(WRITTEN PROBLEM)
Every line of the listing must be reproduced as it stands. Leave the images behind.

(SOURCE DATA)
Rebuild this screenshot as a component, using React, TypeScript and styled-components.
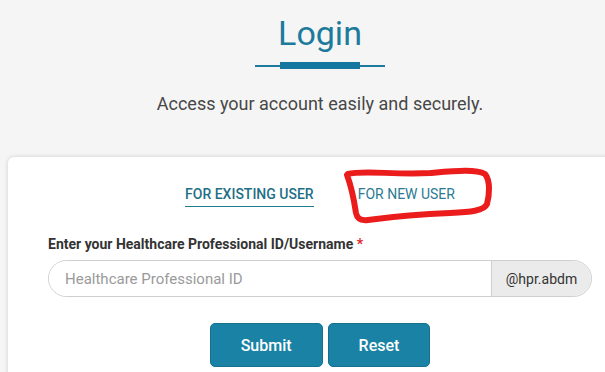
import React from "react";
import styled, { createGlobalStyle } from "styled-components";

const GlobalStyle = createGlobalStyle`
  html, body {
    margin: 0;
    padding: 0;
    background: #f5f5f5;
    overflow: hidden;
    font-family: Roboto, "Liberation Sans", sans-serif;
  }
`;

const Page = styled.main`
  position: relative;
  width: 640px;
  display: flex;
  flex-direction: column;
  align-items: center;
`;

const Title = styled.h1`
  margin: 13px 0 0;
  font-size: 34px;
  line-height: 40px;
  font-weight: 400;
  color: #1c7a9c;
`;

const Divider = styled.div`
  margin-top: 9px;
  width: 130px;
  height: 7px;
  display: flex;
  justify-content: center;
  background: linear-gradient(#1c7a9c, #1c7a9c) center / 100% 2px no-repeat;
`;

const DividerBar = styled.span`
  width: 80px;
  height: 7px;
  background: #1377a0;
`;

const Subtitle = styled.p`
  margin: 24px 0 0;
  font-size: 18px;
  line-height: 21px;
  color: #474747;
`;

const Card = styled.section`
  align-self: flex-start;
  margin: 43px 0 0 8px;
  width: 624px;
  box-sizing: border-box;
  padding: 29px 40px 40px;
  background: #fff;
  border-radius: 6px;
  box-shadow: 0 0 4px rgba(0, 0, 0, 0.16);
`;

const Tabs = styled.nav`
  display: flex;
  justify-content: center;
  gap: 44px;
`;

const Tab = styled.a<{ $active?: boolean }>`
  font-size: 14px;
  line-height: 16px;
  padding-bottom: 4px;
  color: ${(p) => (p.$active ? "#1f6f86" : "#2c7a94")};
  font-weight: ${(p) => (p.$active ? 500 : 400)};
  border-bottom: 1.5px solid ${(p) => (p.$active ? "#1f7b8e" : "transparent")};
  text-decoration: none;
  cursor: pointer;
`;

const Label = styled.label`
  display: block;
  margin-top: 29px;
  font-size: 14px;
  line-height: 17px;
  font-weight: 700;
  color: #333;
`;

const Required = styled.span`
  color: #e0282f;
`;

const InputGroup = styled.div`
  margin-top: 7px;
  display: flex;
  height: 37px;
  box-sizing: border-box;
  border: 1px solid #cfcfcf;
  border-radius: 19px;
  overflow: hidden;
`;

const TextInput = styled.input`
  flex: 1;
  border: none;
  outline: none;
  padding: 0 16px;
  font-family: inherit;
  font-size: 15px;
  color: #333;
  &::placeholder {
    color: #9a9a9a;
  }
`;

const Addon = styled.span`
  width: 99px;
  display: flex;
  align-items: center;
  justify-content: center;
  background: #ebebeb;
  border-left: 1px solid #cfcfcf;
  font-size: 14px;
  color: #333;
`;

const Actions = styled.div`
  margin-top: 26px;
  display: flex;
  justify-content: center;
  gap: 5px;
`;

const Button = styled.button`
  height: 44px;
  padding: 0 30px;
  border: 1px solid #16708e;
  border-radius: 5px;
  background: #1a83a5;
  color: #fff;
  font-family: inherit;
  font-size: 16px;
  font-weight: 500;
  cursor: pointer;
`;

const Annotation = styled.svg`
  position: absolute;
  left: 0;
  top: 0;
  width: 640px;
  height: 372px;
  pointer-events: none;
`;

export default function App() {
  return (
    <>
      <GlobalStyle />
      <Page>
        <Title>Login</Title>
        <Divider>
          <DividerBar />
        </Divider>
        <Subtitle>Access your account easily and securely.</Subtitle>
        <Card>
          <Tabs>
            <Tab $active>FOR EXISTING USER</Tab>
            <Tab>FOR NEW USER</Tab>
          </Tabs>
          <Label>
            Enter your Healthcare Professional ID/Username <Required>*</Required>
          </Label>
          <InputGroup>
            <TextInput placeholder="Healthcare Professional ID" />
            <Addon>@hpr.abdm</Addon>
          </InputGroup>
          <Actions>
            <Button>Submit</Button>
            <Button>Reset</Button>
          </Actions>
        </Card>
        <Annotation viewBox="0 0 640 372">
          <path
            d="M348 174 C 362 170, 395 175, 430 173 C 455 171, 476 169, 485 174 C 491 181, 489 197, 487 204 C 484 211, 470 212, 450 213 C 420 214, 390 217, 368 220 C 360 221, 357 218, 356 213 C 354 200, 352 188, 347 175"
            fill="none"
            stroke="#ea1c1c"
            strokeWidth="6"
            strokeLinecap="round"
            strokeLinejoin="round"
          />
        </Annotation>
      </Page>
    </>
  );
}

(THE RESULT)
Rebuild this screenshot as a component, using React, TypeScript and styled-components.
import React from "react";
import styled, { createGlobalStyle } from "styled-components";

const GlobalStyle = createGlobalStyle`
  html, body {
    margin: 0;
    padding: 0;
    background: #f5f5f5;
    overflow: hidden;
    font-family: Roboto, "Liberation Sans", sans-serif;
  }
`;

const Page = styled.main`
  position: relative;
  width: 640px;
  display: flex;
  flex-direction: column;
  align-items: center;
`;

const Title = styled.h1`
  margin: 13px 0 0;
  font-size: 34px;
  line-height: 40px;
  font-weight: 400;
  color: #1c7a9c;
`;

const Divider = styled.div`
  margin-top: 9px;
  width: 130px;
  height: 7px;
  display: flex;
  justify-content: center;
  background: linear-gradient(#1c7a9c, #1c7a9c) center / 100% 2px no-repeat;
`;

const DividerBar = styled.span`
  width: 80px;
  height: 7px;
  background: #1377a0;
`;

const Subtitle = styled.p`
  margin: 24px 0 0;
  font-size: 18px;
  line-height: 21px;
  color: #474747;
`;

const Card = styled.section`
  align-self: flex-start;
  margin: 43px 0 0 8px;
  width: 624px;
  box-sizing: border-box;
  padding: 29px 40px 40px;
  background: #fff;
  border-radius: 6px;
  box-shadow: 0 0 4px rgba(0, 0, 0, 0.16);
`;

const Tabs = styled.nav`
  display: flex;
  justify-content: center;
  gap: 44px;
`;

const Tab = styled.a<{ $active?: boolean }>`
  font-size: 14px;
  line-height: 16px;
  padding-bottom: 4px;
  color: ${(p) => (p.$active ? "#1f6f86" : "#2c7a94")};
  font-weight: ${(p) => (p.$active ? 500 : 400)};
  border-bottom: 1.5px solid ${(p) => (p.$active ? "#1f7b8e" : "transparent")};
  text-decoration: none;
  cursor: pointer;
`;

const Label = styled.label`
  display: block;
  margin-top: 29px;
  font-size: 14px;
  line-height: 17px;
  font-weight: 700;
  color: #333;
`;

const Required = styled.span`
  color: #e0282f;
`;

const InputGroup = styled.div`
  margin-top: 7px;
  display: flex;
  height: 37px;
  box-sizing: border-box;
  border: 1px solid #cfcfcf;
  border-radius: 19px;
  overflow: hidden;
`;

const TextInput = styled.input`
  flex: 1;
  border: none;
  outline: none;
  padding: 0 16px;
  font-family: inherit;
  font-size: 15px;
  color: #333;
  &::placeholder {
    color: #9a9a9a;
  }
`;

const Addon = styled.span`
  width: 99px;
  display: flex;
  align-items: center;
  justify-content: center;
  background: #ebebeb;
  border-left: 1px solid #cfcfcf;
  font-size: 14px;
  color: #333;
`;

const Actions = styled.div`
  margin-top: 26px;
  display: flex;
  justify-content: center;
  gap: 5px;
`;

const Button = styled.button`
  height: 44px;
  padding: 0 30px;
  border: 1px solid #16708e;
  border-radius: 5px;
  background: #1a83a5;
  color: #fff;
  font-family: inherit;
  font-size: 16px;
  font-weight: 500;
  cursor: pointer;
`;

const Annotation = styled.svg`
  position: absolute;
  left: 0;
  top: 0;
  width: 640px;
  height: 372px;
  pointer-events: none;
`;

export default function App() {
  return (
    <>
      <GlobalStyle />
      <Page>
        <Title>Login</Title>
        <Divider>
          <DividerBar />
        </Divider>
        <Subtitle>Access your account easily and securely.</Subtitle>
        <Card>
          <Tabs>
            <Tab $active>FOR EXISTING USER</Tab>
            <Tab>FOR NEW USER</Tab>
          </Tabs>
          <Label>
            Enter your Healthcare Professional ID/Username <Required>*</Required>
          </Label>
          <InputGroup>
            <TextInput placeholder="Healthcare Professional ID" />
            <Addon>@hpr.abdm</Addon>
          </InputGroup>
          <Actions>
            <Button>Submit</Button>
            <Button>Reset</Button>
          </Actions>
        </Card>
        <Annotation viewBox="0 0 640 372">
          <path
            d="M348 174 C 362 170, 395 175, 430 173 C 455 171, 476 169, 485 174 C 491 181, 489 197, 487 204 C 484 211, 470 212, 450 213 C 420 214, 390 217, 368 220 C 360 221, 357 218, 356 213 C 354 200, 352 188, 347 175"
            fill="none"
            stroke="#ea1c1c"
            strokeWidth="6"
            strokeLinecap="round"
            strokeLinejoin="round"
          />
        </Annotation>
      </Page>
    </>
  );
}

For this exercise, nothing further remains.